## BEGIN MATERIAL FOR THIS TASK
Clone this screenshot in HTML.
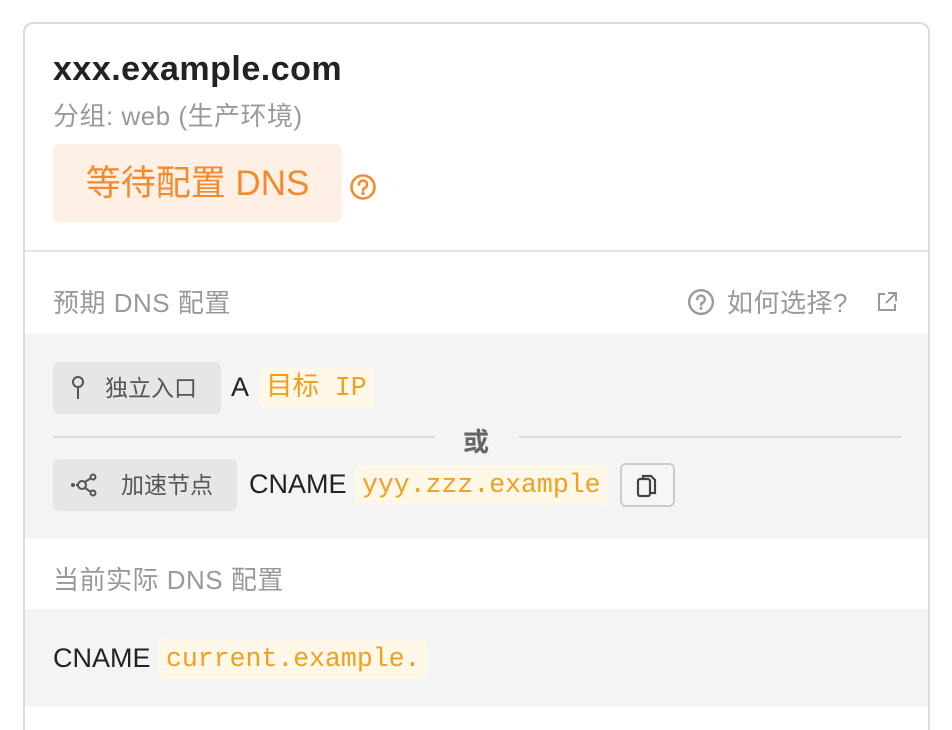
## END MATERIAL FOR THIS TASK
## BEGIN MATERIAL FOR THIS TASK
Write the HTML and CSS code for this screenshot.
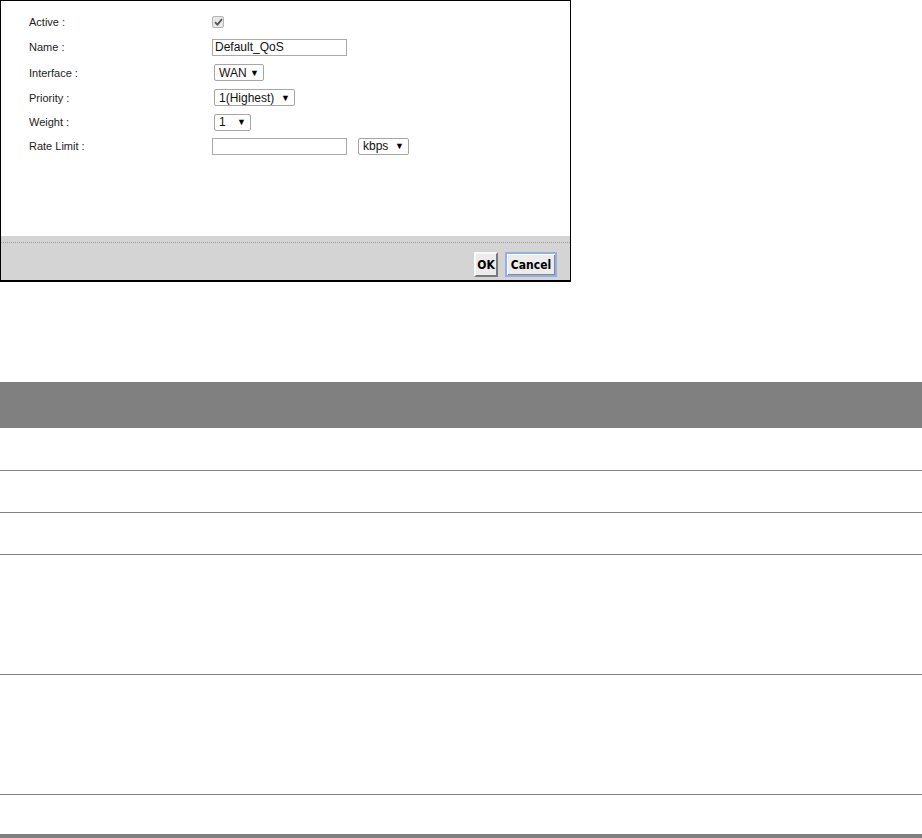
## END MATERIAL FOR THIS TASK
## BEGIN MATERIAL FOR THIS TASK
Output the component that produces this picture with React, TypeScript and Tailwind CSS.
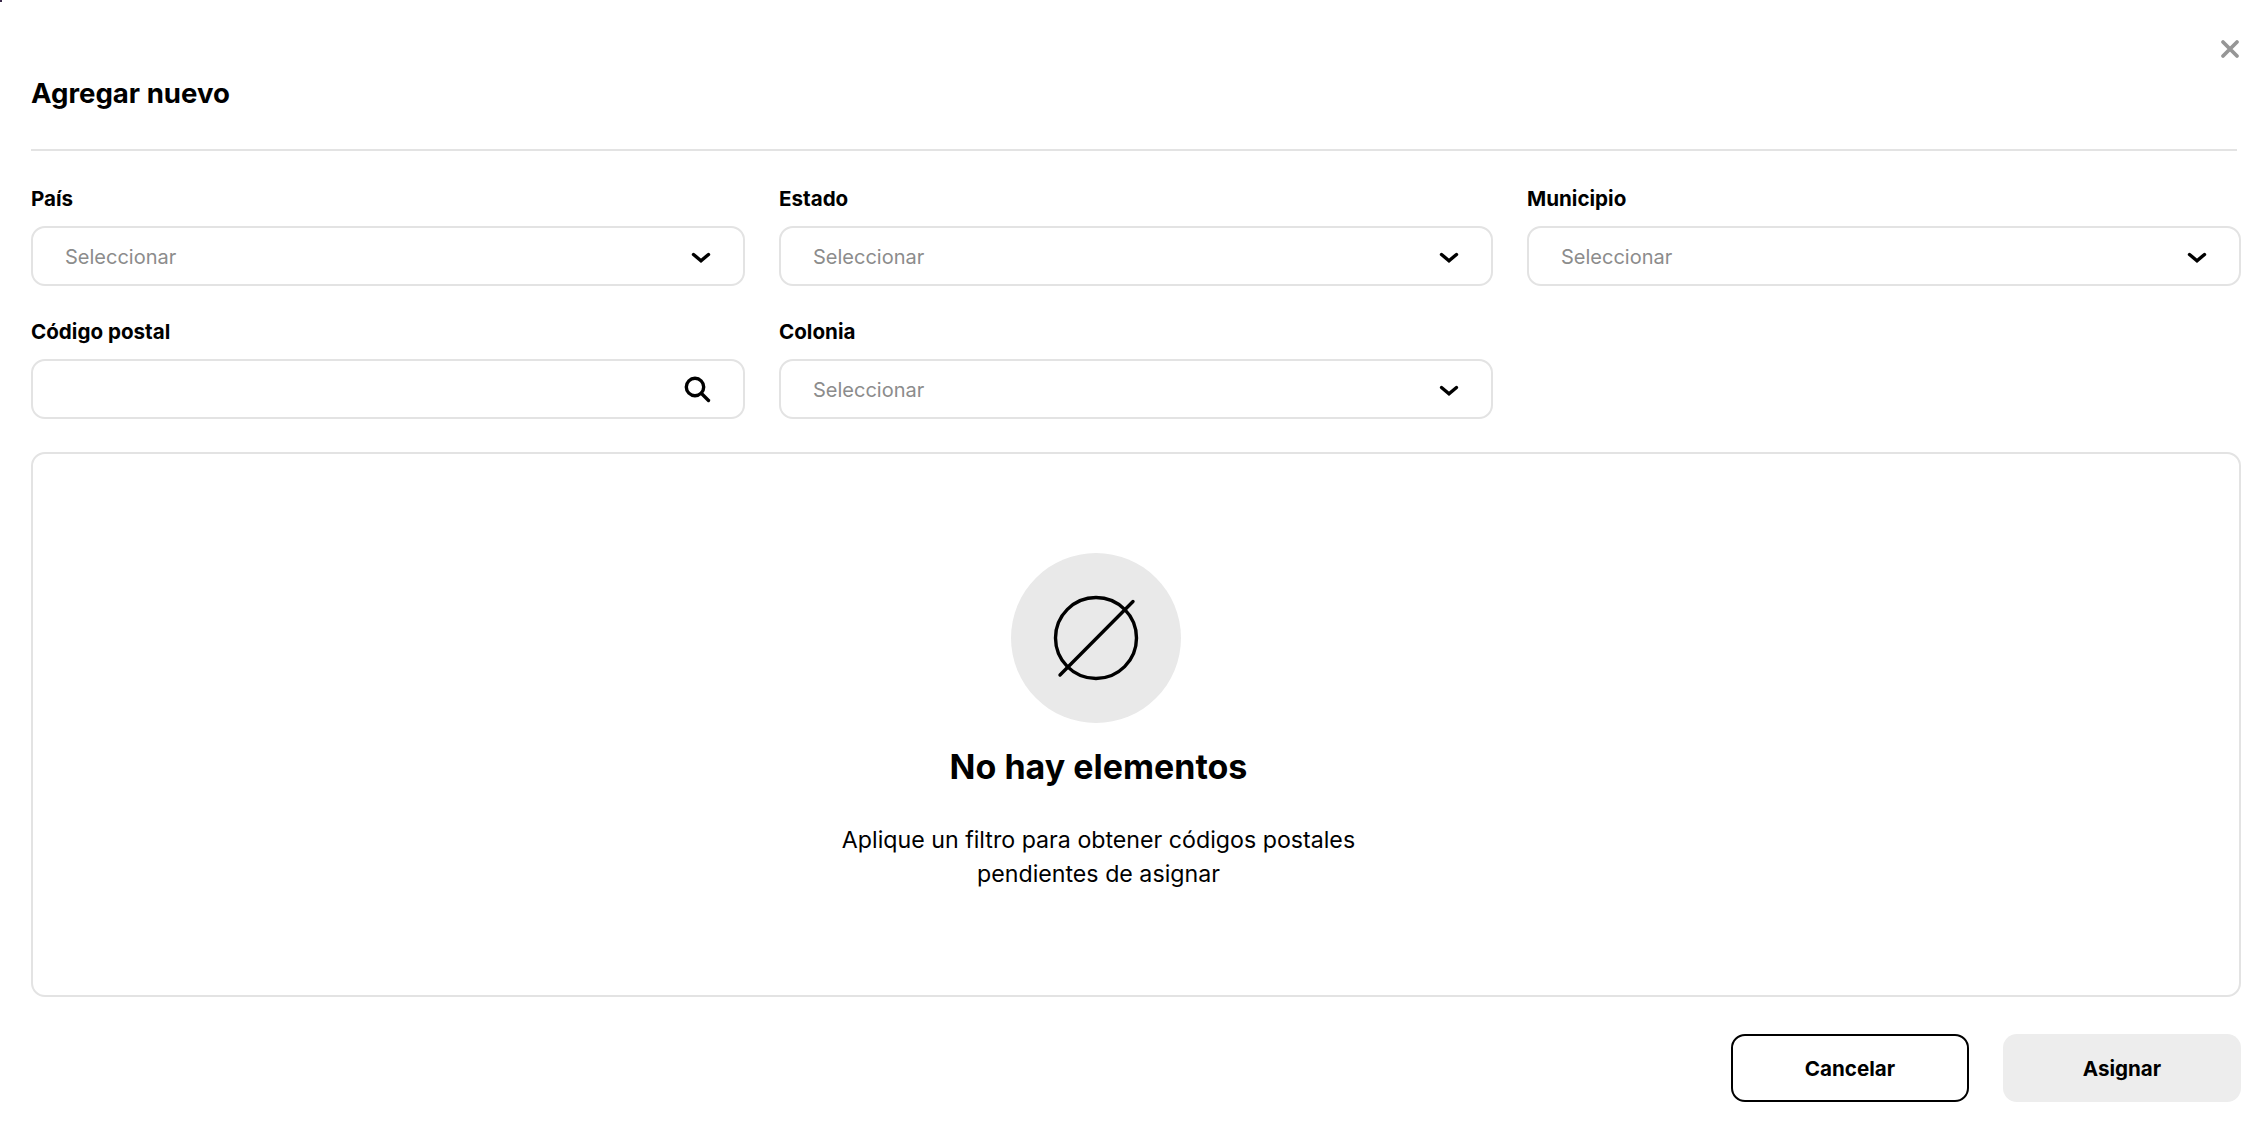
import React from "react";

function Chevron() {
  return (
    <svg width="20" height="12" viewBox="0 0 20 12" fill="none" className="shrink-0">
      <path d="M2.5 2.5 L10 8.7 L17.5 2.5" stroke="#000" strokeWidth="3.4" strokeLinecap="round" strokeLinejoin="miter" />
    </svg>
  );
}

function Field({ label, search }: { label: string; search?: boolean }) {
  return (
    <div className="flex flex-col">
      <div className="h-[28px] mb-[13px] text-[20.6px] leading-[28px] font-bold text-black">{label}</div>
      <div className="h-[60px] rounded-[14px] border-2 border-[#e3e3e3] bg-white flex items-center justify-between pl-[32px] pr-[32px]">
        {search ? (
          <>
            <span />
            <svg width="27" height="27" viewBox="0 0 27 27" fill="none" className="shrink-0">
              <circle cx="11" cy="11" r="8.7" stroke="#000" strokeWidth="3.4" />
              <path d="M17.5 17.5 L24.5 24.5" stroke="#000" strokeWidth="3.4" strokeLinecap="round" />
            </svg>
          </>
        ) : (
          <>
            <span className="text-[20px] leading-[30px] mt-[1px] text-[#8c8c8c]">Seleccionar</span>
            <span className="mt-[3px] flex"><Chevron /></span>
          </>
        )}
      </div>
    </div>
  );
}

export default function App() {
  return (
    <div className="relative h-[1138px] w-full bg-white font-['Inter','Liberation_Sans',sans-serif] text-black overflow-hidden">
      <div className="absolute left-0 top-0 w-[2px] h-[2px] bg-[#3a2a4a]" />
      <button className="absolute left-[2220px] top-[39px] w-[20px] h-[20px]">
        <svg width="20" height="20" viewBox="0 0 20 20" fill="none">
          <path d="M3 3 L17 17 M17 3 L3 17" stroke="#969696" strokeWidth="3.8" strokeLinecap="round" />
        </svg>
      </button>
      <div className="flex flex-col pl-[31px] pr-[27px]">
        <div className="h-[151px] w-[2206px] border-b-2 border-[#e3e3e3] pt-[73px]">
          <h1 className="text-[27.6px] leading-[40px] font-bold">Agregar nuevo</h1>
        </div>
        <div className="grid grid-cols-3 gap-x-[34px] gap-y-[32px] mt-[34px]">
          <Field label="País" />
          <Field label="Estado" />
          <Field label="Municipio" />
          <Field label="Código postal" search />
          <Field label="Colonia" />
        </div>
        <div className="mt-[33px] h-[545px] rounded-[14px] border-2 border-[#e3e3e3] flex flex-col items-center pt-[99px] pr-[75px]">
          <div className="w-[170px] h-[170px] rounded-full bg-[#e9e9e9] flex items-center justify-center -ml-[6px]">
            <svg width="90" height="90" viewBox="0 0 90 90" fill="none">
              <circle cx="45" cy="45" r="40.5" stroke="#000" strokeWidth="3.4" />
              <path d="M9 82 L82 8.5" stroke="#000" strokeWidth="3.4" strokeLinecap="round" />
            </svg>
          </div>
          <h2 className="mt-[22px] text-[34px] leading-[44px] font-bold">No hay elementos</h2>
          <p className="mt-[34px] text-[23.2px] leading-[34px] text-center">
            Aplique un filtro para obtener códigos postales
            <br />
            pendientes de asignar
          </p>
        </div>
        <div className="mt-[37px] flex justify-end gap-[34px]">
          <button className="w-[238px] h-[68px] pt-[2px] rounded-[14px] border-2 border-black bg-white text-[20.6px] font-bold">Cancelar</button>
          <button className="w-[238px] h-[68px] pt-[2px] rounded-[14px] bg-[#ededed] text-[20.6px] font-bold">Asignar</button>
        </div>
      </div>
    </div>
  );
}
## END MATERIAL FOR THIS TASK
TASK INSTRUCTIONS
Copy each line containing the word "screenshot" from the data.

FULL ANSWER
Clone this screenshot in HTML.
Write the HTML and CSS code for this screenshot.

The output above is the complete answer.